Select the lines that contain "React" and copy each of them.

** start DATA **

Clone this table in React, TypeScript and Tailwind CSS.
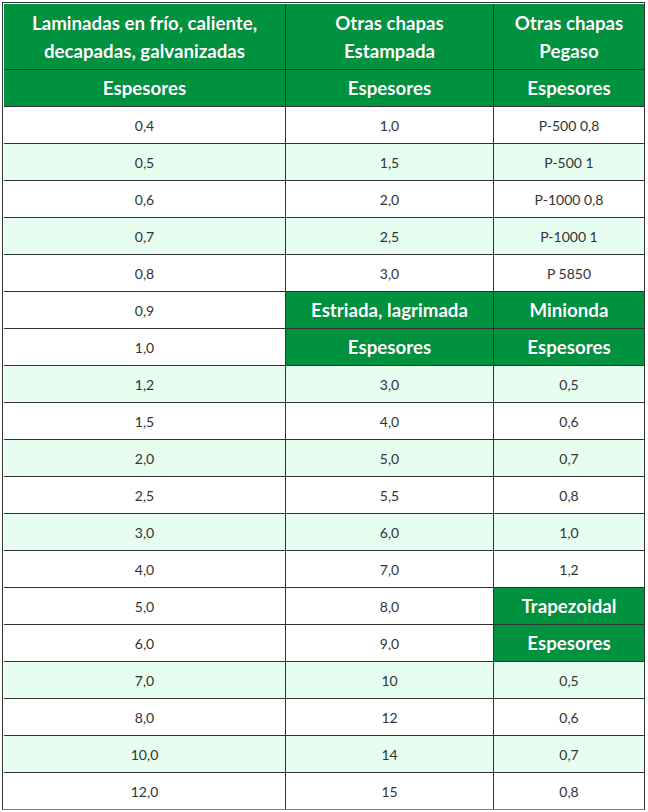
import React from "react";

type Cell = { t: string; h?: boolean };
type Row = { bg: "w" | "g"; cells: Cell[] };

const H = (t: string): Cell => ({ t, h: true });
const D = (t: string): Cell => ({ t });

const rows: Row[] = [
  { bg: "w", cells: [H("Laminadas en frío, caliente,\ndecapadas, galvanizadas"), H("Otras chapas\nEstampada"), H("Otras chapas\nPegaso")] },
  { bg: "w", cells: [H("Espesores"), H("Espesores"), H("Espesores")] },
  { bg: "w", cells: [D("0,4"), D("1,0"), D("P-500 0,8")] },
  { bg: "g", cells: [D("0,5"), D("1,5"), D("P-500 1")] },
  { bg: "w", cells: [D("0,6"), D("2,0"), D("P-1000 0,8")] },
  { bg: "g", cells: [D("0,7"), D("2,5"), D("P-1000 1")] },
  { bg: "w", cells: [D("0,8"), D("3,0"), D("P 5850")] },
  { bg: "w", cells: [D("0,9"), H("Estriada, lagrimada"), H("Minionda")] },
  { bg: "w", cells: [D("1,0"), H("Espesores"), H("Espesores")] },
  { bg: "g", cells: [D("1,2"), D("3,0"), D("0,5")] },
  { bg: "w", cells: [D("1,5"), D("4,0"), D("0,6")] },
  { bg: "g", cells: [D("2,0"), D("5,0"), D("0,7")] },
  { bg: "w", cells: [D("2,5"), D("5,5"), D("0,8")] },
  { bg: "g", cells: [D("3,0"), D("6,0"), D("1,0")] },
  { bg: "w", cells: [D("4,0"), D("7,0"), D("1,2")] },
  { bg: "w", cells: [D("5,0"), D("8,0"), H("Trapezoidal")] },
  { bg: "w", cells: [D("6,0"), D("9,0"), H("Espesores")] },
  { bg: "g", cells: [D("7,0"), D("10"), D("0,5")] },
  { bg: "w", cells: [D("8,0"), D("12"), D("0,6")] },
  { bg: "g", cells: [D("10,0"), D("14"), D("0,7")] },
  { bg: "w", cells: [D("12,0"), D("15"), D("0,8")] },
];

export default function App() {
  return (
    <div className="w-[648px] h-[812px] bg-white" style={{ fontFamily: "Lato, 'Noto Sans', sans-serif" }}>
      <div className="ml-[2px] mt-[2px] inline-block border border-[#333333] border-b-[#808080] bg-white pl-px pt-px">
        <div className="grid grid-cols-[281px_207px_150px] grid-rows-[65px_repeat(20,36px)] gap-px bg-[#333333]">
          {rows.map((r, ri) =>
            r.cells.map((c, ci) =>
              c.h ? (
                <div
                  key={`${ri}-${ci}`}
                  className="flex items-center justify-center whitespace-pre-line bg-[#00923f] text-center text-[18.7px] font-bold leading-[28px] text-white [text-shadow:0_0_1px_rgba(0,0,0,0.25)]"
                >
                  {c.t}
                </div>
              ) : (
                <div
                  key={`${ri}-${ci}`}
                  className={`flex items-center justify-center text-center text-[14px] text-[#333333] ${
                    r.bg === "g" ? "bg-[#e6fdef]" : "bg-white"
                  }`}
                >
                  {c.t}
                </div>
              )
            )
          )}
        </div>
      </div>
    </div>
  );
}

** end DATA **

FINAL RESULT:
Clone this table in React, TypeScript and Tailwind CSS.
import React from "react";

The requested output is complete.